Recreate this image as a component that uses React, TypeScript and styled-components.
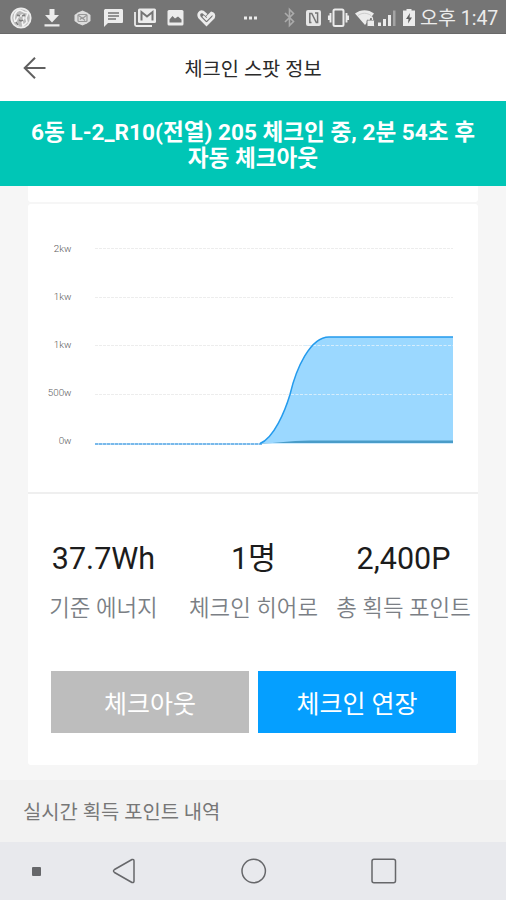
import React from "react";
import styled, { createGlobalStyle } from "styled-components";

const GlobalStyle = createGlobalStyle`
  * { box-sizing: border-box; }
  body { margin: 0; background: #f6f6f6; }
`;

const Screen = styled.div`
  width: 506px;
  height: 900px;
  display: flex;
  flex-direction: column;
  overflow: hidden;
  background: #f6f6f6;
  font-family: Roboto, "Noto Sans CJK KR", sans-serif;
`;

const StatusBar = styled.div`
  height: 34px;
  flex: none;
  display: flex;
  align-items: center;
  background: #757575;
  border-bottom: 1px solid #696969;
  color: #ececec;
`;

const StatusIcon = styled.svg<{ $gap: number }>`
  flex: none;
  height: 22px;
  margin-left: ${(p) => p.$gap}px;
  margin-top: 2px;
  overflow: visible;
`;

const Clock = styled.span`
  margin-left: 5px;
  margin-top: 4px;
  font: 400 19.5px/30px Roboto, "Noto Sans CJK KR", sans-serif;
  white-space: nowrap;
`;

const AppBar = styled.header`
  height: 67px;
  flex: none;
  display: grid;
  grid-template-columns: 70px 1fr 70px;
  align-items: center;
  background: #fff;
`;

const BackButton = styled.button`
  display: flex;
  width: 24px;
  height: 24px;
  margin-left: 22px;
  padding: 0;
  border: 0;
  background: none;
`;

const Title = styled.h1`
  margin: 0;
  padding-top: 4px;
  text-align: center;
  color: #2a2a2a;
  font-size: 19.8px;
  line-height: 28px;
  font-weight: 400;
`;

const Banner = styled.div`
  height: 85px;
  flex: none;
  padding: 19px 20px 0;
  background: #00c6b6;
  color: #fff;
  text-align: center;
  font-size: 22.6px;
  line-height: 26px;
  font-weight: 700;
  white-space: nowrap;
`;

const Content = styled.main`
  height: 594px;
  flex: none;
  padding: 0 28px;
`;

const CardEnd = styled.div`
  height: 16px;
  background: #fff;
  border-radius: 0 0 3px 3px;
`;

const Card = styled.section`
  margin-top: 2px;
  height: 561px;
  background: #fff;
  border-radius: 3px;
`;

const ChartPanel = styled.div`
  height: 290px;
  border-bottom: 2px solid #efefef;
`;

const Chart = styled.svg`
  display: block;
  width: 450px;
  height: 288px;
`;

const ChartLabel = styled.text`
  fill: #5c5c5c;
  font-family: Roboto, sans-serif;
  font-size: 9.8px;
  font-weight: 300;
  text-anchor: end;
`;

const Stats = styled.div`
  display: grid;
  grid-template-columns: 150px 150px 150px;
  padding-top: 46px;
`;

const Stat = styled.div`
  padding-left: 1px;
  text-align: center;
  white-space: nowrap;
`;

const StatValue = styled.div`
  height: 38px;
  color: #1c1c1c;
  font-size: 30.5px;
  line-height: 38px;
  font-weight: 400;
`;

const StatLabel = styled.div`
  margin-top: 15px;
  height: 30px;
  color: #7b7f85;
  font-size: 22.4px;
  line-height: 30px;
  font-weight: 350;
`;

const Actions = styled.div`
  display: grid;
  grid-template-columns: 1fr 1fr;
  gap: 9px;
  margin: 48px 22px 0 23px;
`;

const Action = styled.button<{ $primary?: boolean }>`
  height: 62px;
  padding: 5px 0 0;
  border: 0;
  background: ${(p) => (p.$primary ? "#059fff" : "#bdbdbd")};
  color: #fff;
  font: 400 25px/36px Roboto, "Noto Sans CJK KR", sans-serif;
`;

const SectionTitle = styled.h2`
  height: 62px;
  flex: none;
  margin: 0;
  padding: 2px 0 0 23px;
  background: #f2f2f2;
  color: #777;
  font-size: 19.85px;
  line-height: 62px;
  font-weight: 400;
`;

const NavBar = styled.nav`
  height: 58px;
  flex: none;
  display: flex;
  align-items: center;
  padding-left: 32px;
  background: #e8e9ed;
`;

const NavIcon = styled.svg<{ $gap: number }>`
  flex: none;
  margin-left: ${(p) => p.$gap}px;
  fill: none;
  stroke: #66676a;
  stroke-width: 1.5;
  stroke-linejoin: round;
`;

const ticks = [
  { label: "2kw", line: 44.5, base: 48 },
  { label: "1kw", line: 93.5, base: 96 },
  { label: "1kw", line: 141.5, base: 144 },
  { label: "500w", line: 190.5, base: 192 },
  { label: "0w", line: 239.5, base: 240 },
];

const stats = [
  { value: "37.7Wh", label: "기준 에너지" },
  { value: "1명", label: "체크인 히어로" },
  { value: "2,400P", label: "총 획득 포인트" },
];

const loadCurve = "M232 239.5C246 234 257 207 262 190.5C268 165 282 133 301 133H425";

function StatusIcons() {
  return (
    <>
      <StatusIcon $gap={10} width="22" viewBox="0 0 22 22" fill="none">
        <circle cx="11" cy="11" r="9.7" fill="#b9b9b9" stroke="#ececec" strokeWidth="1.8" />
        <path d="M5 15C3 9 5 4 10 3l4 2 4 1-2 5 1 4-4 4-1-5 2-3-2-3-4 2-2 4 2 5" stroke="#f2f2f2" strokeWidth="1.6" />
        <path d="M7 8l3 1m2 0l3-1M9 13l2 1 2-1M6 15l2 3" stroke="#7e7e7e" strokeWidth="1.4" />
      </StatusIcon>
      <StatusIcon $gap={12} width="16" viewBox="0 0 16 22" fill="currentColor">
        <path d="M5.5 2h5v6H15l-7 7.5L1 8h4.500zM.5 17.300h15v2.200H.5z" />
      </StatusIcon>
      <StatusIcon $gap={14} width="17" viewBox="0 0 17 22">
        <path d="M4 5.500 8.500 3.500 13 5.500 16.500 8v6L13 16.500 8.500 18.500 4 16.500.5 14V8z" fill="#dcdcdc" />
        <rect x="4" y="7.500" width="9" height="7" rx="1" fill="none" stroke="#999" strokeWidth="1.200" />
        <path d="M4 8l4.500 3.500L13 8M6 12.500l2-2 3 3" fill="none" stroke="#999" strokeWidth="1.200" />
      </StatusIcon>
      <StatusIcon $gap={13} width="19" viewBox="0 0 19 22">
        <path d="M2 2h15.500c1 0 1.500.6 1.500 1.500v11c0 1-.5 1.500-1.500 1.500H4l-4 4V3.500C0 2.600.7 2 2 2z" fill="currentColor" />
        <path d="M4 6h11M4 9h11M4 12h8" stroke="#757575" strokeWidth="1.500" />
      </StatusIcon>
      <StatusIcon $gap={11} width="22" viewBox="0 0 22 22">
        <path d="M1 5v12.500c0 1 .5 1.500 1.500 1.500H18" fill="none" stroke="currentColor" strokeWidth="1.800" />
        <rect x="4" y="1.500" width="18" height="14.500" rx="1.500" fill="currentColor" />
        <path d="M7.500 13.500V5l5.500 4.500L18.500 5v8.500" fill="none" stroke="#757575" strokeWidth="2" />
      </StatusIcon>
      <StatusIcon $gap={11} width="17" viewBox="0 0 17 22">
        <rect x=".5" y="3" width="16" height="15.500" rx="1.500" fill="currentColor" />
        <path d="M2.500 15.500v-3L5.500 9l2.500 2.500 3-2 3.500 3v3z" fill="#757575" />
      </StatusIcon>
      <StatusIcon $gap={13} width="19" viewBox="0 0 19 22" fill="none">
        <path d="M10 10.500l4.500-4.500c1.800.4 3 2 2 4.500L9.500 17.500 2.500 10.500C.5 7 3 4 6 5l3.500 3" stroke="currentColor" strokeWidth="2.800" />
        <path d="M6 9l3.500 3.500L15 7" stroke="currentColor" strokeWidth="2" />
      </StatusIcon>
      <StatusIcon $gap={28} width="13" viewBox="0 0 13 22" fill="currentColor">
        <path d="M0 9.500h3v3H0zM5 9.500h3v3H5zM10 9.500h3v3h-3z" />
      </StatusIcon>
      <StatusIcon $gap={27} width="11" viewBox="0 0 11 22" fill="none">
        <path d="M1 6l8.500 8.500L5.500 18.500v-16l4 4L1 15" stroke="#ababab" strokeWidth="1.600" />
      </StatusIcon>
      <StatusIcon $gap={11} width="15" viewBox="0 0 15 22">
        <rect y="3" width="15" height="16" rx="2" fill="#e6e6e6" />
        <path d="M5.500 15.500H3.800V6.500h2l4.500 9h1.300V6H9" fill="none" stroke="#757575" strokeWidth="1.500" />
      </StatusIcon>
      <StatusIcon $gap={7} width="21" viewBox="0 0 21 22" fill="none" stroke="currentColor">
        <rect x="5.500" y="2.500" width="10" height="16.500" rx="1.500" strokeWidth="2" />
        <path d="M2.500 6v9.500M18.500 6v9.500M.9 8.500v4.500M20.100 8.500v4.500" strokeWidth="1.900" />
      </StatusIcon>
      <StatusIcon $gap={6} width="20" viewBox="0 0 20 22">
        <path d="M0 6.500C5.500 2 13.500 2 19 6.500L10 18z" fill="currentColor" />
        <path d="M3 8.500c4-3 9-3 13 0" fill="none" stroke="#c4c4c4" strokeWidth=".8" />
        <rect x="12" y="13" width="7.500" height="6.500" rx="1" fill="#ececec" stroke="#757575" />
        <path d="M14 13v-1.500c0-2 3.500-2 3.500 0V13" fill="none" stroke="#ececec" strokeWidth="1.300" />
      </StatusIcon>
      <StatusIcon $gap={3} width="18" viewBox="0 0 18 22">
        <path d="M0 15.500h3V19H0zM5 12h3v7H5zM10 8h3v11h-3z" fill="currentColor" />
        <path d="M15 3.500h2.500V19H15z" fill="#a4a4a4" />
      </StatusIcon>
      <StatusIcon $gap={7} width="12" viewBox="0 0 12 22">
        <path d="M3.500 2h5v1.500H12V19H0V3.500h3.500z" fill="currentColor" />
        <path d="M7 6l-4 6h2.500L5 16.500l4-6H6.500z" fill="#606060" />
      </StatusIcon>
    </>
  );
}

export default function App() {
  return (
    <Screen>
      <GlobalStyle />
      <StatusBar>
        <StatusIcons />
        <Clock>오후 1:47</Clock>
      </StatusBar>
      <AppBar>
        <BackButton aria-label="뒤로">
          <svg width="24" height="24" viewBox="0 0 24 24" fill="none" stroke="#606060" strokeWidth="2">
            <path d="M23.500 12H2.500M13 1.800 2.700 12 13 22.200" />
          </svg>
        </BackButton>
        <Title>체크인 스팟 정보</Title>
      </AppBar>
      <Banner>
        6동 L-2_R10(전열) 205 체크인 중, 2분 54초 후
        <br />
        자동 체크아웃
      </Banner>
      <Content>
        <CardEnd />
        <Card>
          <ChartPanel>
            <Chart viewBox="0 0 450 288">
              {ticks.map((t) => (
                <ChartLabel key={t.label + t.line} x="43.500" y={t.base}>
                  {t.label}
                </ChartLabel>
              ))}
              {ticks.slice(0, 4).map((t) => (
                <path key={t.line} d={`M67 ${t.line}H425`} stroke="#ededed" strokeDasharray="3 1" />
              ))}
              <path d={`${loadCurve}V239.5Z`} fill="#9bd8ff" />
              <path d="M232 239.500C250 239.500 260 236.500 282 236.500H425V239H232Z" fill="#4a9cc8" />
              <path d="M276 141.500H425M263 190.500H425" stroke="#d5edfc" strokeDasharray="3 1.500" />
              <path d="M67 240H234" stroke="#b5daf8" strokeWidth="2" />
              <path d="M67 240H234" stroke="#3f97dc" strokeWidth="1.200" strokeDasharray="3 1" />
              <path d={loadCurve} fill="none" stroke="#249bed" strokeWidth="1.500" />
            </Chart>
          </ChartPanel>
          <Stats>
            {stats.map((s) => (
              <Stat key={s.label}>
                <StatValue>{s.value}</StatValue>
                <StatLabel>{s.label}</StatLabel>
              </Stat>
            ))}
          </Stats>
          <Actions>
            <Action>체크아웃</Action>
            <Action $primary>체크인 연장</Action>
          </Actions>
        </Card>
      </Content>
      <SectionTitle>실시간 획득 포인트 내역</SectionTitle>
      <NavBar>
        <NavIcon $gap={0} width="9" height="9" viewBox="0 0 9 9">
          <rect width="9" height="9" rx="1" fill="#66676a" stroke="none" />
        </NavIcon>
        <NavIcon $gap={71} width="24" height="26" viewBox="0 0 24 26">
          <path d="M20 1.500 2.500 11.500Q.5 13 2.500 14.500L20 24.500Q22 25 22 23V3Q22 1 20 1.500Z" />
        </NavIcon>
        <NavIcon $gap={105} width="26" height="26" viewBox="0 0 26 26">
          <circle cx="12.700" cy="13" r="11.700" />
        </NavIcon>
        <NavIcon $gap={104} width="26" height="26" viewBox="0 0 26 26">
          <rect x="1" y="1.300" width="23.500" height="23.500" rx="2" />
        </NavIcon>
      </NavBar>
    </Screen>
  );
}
= = = = = = =
**Your goal:**
Locate all lines holding the word "components", then copy them out.

**Completed exercise:**
Recreate this image as a component that uses React, TypeScript and styled-components.
import styled, { createGlobalStyle } from "styled-components";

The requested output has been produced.